In the absence of an ideal world, the secret online world of teens is a growing concern for parents in the 21st century. Here are three simple solutions that will go a long way towards protecting our children.
  1. Talk a little, listen a lot. Communication should be teen-centred, straight forward, and honest. Asking teens to explain what they do online, what they know about what exists and how it might affect them will lead to more effective self-monitoring and self-imposed limits. As parents we can guide teens by filling in the gaps of their understanding. But the most effective communication we can have with our teens regarding Internet safety and the influence of the super-peer involves listening, listening, and more listening.
  2. We should limit the use of limits. Too many limits and restrictions can make forbidden fruit even more appealing, and increase the influence of the super peer. The ubiquity of the Internet and the media more generally will not change. Attempts to ban access will only promote underhanded and devious behaviour when parents aren’t watching. Some limits are necessary, but they should be collaboratively determined.
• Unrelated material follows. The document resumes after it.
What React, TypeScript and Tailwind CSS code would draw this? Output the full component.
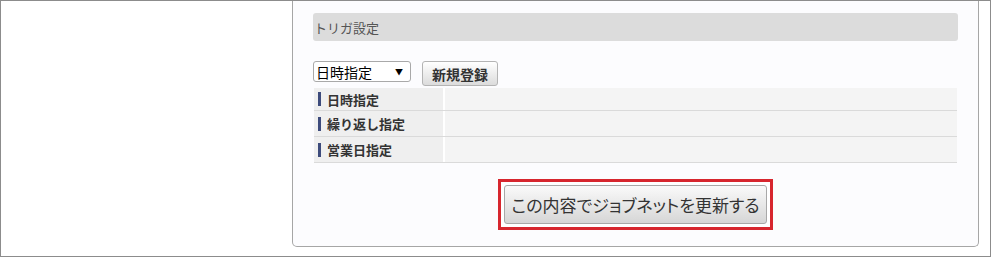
const rows = ['日時指定', '繰り返し指定', '営業日指定'];

const jp = "font-['Noto_Sans_CJK_JP','Noto_Sans',sans-serif]";

export default function App() {
  return (
    <div className={`w-[991px] h-[257px] border border-[#8c8c8c] bg-white flex overflow-hidden ${jp}`}>
      <div className="w-[291px] shrink-0" />
      <div className="w-[687px] h-[246px] shrink-0 border-x border-b border-[#a6a6a6] rounded-b-[5px] bg-[#fcfcfe] px-[20px] pt-[12px]">
        <div className="h-[28px] rounded-[3px] bg-[#dcdcdc] flex items-center pl-[1px] text-[13px] text-[#555] leading-none">
          トリガ設定
        </div>

        <div className="flex items-start gap-[11px] mt-[20px]">
          <div className="w-[98px] h-[21px] border border-[#a9a9a9] rounded-[3px] bg-white flex items-center justify-between pl-[2px] pr-[7px] text-[14px] text-black leading-none">
            <span>日時指定</span>
            <span className="text-[8px]">▼</span>
          </div>
          <button className="w-[76px] h-[25px] border border-[#b4b4b4] rounded-[3px] bg-gradient-to-b from-white to-[#dcdcdc] text-[14px] font-bold text-[#333] leading-none">
            新規登録
          </button>
        </div>

        <div className="mx-[1px] mt-[2px]">
          {rows.map((r, i) => (
            <div
              key={r}
              className={`flex border-b border-[#dadada] ${i === 0 ? 'h-[23px]' : 'h-[26px]'}`}
            >
              <div className="w-[129px] bg-[#efefef] flex items-center pl-[4px]">
                <div className="w-[3px] h-[14px] bg-[#3d4b7c]" />
                <span className="ml-[6px] text-[13px] font-bold text-[#333] leading-none">{r}</span>
              </div>
              <div className="w-[2px] bg-white" />
              <div className="flex-1 bg-[#f4f4f4]" />
            </div>
          ))}
        </div>

        <div className="flex justify-center mt-[16px]">
          <div className="border-[3px] border-[#d7262e] bg-white p-[3px]">
            <button className="w-[263px] h-[39px] border border-[#a8a8a8] rounded-[3px] bg-gradient-to-b from-[#fafafa] to-[#d6d6d6] text-[17px] text-[#333] leading-none [font-feature-settings:'palt']">
              この内容でジョブネットを更新する
            </button>
          </div>
        </div>
      </div>
    </div>
  );
}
  3. Finally, POS (parent over shoulder). While helicopter parenting is restrictive and should be avoided, parents should be involved in their teens’ online world. That means utilising technology that helps you see their digital footprint, monitor messages, and highlights search histories. Be involved in their digital world by friending them on facebook, checking their history, and asking them to teach you about skype, google plus, tumblr, and more.
Parents, policy-makers, and those who provide media content of all types have a responsibility to work to keep children safe and to minimise their exposure to material that may cause long-term harm. In so doing, the influence of the super-peer may be tempered and teens may pause and think about whether that forbidden fruit is really worth the risk.